- [WHAT YOU NEED TO DO] Repeat the material verbatim. Images are excluded from the copy.

>> START SOURCE MATERIAL

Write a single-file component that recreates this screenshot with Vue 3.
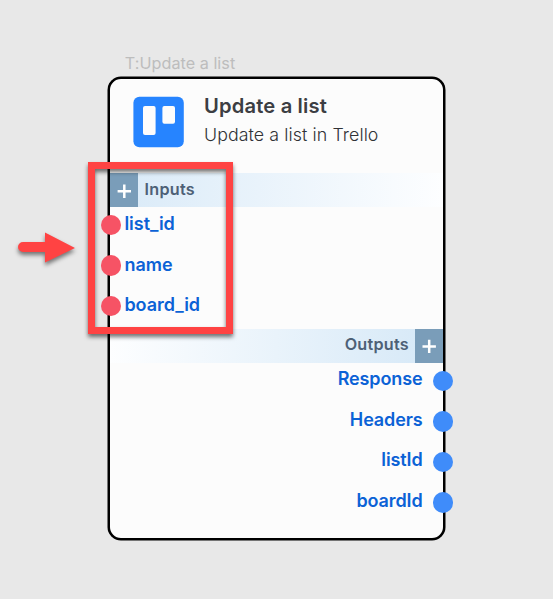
<script setup>
const inputs = ['list_id', 'name', 'board_id']
const outputs = ['Response', 'Headers', 'listId', 'boardId']
</script>

<template>
  <main class="canvas">
    <div class="caption">T:Update a list</div>
    <section class="node">
      <header class="head">
        <svg class="logo" viewBox="0 0 51 52">
          <rect x="0.4" y="0.7" width="50.4" height="50.6" rx="6" fill="#2684ff" />
          <rect x="10" y="10.1" width="12.6" height="29" rx="2" fill="#fcfcfc" />
          <rect x="29.4" y="10.1" width="12.6" height="17.7" rx="2" fill="#fcfcfc" />
        </svg>
        <div class="titles">
          <h1>Update a list</h1>
          <p>Update a list in Trello</p>
        </div>
      </header>

      <div class="bar bar-in">
        <button class="add" aria-label="Add input">
          <svg viewBox="0 0 28 34"><path d="M7.6 18.2H21M14.3 11.5V24.9" /></svg>
        </button>
        <span>Inputs</span>
      </div>
      <ul class="ports ports-in">
        <li v-for="p in inputs" :key="p"><i class="dot"></i><span>{{ p }}</span></li>
      </ul>

      <div class="bar bar-out">
        <span>Outputs</span>
        <button class="add" aria-label="Add output">
          <svg viewBox="0 0 28 34"><path d="M7.5 17.4H20.9M14.2 10.7V24.1" /></svg>
        </button>
      </div>
      <ul class="ports ports-out">
        <li v-for="p in outputs" :key="p"><span>{{ p }}</span><i class="dot"></i></li>
      </ul>
    </section>

    <div class="highlight"></div>
    <svg class="arrow" viewBox="0 0 80 60">
      <path d="M13 22H35V12.5L65 28L35 42.5V32H13A5 5 0 0 1 13 22Z" fill="#ff4343" />
    </svg>
  </main>
</template>

<style>
body { margin: 0; background: #e8e8e8; }
</style>

<style scoped>
.canvas {
  position: relative;
  box-sizing: border-box;
  width: 553px;
  height: 599px;
  padding: 51px 108px 0;
  overflow: hidden;
  background: #e8e8e8;
  font-family: Inter, "Liberation Sans", sans-serif;
}
.caption {
  height: 26px;
  padding-left: 16.8px;
  font-size: 16.2px;
  line-height: 24px;
  letter-spacing: 0.03px;
  color: #bdbdbd;
  white-space: nowrap;
}
.node {
  box-sizing: border-box;
  width: 337px;
  height: 463px;
  border: 2px solid #000;
  border-radius: 13px;
  background: #fcfcfc;
  box-shadow: 0 0 0 0.5px #000;
}
.head {
  display: flex;
  box-sizing: border-box;
  height: 94px;
  padding: 17px 0 0 23px;
}
.logo { width: 51px; height: 52px; flex: none; }
.titles { margin-left: 20px; white-space: nowrap; }
h1 {
  margin: -4px 0 0;
  font-size: 20.2px;
  line-height: 28px;
  font-weight: 600;
  letter-spacing: 0.15px;
  color: #3c3e43;
}
p {
  margin: 1px 0 0;
  font-size: 17.8px;
  line-height: 28px;
  font-weight: 300;
  letter-spacing: 0.09px;
  color: #303236;
}
.bar {
  display: flex;
  align-items: center;
  height: 34px;
  font-size: 16.2px;
  font-weight: 600;
  letter-spacing: 0.26px;
  color: #4d6076;
}
.bar span { height: 34px; line-height: 32px; }
.bar-in { background: linear-gradient(90deg, #d9eaf8, #fdfeff); }
.bar-in span { margin-left: 6.5px; }
.bar-out {
  justify-content: flex-end;
  background: linear-gradient(270deg, #d5e8f7, #fdfeff);
}
.bar-out span { margin-right: 6px; line-height: 31px; }
.add {
  width: 28px;
  height: 34px;
  padding: 0;
  border: 0;
  background: #7a9db9;
}
.add svg { display: block; width: 28px; height: 34px; }
.add path { fill: none; stroke: #fff; stroke-width: 2.5; }
.ports { margin: -2px 0 0; padding: 0; list-style: none; }
.ports li {
  display: flex;
  align-items: center;
  height: 40.45px;
  font-size: 18px;
  font-weight: 600;
  line-height: 22px;
  color: #0b62d6;
}
.dot { width: 20.4px; height: 20.4px; border-radius: 50%; flex: none; }
.ports-in { height: 124px; }
.ports-in li { margin-left: -9px; }
.ports-in .dot { background: #f65365; margin-right: 3px; }
.ports-in span { padding-bottom: 1.8px; }
.ports-out li {
  justify-content: flex-end;
  margin-right: -10.3px;
  letter-spacing: -0.1px;
}
.ports-out .dot { background: #3f8cfa; margin-left: 10.3px; }
.ports-out span { padding-bottom: 3.6px; }
.highlight {
  position: absolute;
  left: 88px;
  top: 162px;
  box-sizing: border-box;
  width: 145px;
  height: 172px;
  border: 7px solid #ff4343;
  filter: drop-shadow(0 3px 2px rgba(0, 0, 0, 0.55));
}
.arrow {
  position: absolute;
  left: 10px;
  top: 220px;
  width: 80px;
  height: 60px;
  filter: drop-shadow(0 3px 2px rgba(0, 0, 0, 0.5));
}
</style>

>> END SOURCE MATERIAL

- [WRITTEN SOLUTION]
Write a single-file component that recreates this screenshot with Vue 3.
<script setup>
const inputs = ['list_id', 'name', 'board_id']
const outputs = ['Response', 'Headers', 'listId', 'boardId']
</script>

<template>
  <main class="canvas">
    <div class="caption">T:Update a list</div>
    <section class="node">
      <header class="head">
        <svg class="logo" viewBox="0 0 51 52">
          <rect x="0.4" y="0.7" width="50.4" height="50.6" rx="6" fill="#2684ff" />
          <rect x="10" y="10.1" width="12.6" height="29" rx="2" fill="#fcfcfc" />
          <rect x="29.4" y="10.1" width="12.6" height="17.7" rx="2" fill="#fcfcfc" />
        </svg>
        <div class="titles">
          <h1>Update a list</h1>
          <p>Update a list in Trello</p>
        </div>
      </header>

      <div class="bar bar-in">
        <button class="add" aria-label="Add input">
          <svg viewBox="0 0 28 34"><path d="M7.6 18.2H21M14.3 11.5V24.9" /></svg>
        </button>
        <span>Inputs</span>
      </div>
      <ul class="ports ports-in">
        <li v-for="p in inputs" :key="p"><i class="dot"></i><span>{{ p }}</span></li>
      </ul>

      <div class="bar bar-out">
        <span>Outputs</span>
        <button class="add" aria-label="Add output">
          <svg viewBox="0 0 28 34"><path d="M7.5 17.4H20.9M14.2 10.7V24.1" /></svg>
        </button>
      </div>
      <ul class="ports ports-out">
        <li v-for="p in outputs" :key="p"><span>{{ p }}</span><i class="dot"></i></li>
      </ul>
    </section>

    <div class="highlight"></div>
    <svg class="arrow" viewBox="0 0 80 60">
      <path d="M13 22H35V12.5L65 28L35 42.5V32H13A5 5 0 0 1 13 22Z" fill="#ff4343" />
    </svg>
  </main>
</template>

<style>
body { margin: 0; background: #e8e8e8; }
</style>

<style scoped>
.canvas {
  position: relative;
  box-sizing: border-box;
  width: 553px;
  height: 599px;
  padding: 51px 108px 0;
  overflow: hidden;
  background: #e8e8e8;
  font-family: Inter, "Liberation Sans", sans-serif;
}
.caption {
  height: 26px;
  padding-left: 16.8px;
  font-size: 16.2px;
  line-height: 24px;
  letter-spacing: 0.03px;
  color: #bdbdbd;
  white-space: nowrap;
}
.node {
  box-sizing: border-box;
  width: 337px;
  height: 463px;
  border: 2px solid #000;
  border-radius: 13px;
  background: #fcfcfc;
  box-shadow: 0 0 0 0.5px #000;
}
.head {
  display: flex;
  box-sizing: border-box;
  height: 94px;
  padding: 17px 0 0 23px;
}
.logo { width: 51px; height: 52px; flex: none; }
.titles { margin-left: 20px; white-space: nowrap; }
h1 {
  margin: -4px 0 0;
  font-size: 20.2px;
  line-height: 28px;
  font-weight: 600;
  letter-spacing: 0.15px;
  color: #3c3e43;
}
p {
  margin: 1px 0 0;
  font-size: 17.8px;
  line-height: 28px;
  font-weight: 300;
  letter-spacing: 0.09px;
  color: #303236;
}
.bar {
  display: flex;
  align-items: center;
  height: 34px;
  font-size: 16.2px;
  font-weight: 600;
  letter-spacing: 0.26px;
  color: #4d6076;
}
.bar span { height: 34px; line-height: 32px; }
.bar-in { background: linear-gradient(90deg, #d9eaf8, #fdfeff); }
.bar-in span { margin-left: 6.5px; }
.bar-out {
  justify-content: flex-end;
  background: linear-gradient(270deg, #d5e8f7, #fdfeff);
}
.bar-out span { margin-right: 6px; line-height: 31px; }
.add {
  width: 28px;
  height: 34px;
  padding: 0;
  border: 0;
  background: #7a9db9;
}
.add svg { display: block; width: 28px; height: 34px; }
.add path { fill: none; stroke: #fff; stroke-width: 2.5; }
.ports { margin: -2px 0 0; padding: 0; list-style: none; }
.ports li {
  display: flex;
  align-items: center;
  height: 40.45px;
  font-size: 18px;
  font-weight: 600;
  line-height: 22px;
  color: #0b62d6;
}
.dot { width: 20.4px; height: 20.4px; border-radius: 50%; flex: none; }
.ports-in { height: 124px; }
.ports-in li { margin-left: -9px; }
.ports-in .dot { background: #f65365; margin-right: 3px; }
.ports-in span { padding-bottom: 1.8px; }
.ports-out li {
  justify-content: flex-end;
  margin-right: -10.3px;
  letter-spacing: -0.1px;
}
.ports-out .dot { background: #3f8cfa; margin-left: 10.3px; }
.ports-out span { padding-bottom: 3.6px; }
.highlight {
  position: absolute;
  left: 88px;
  top: 162px;
  box-sizing: border-box;
  width: 145px;
  height: 172px;
  border: 7px solid #ff4343;
  filter: drop-shadow(0 3px 2px rgba(0, 0, 0, 0.55));
}
.arrow {
  position: absolute;
  left: 10px;
  top: 220px;
  width: 80px;
  height: 60px;
  filter: drop-shadow(0 3px 2px rgba(0, 0, 0, 0.5));
}
</style>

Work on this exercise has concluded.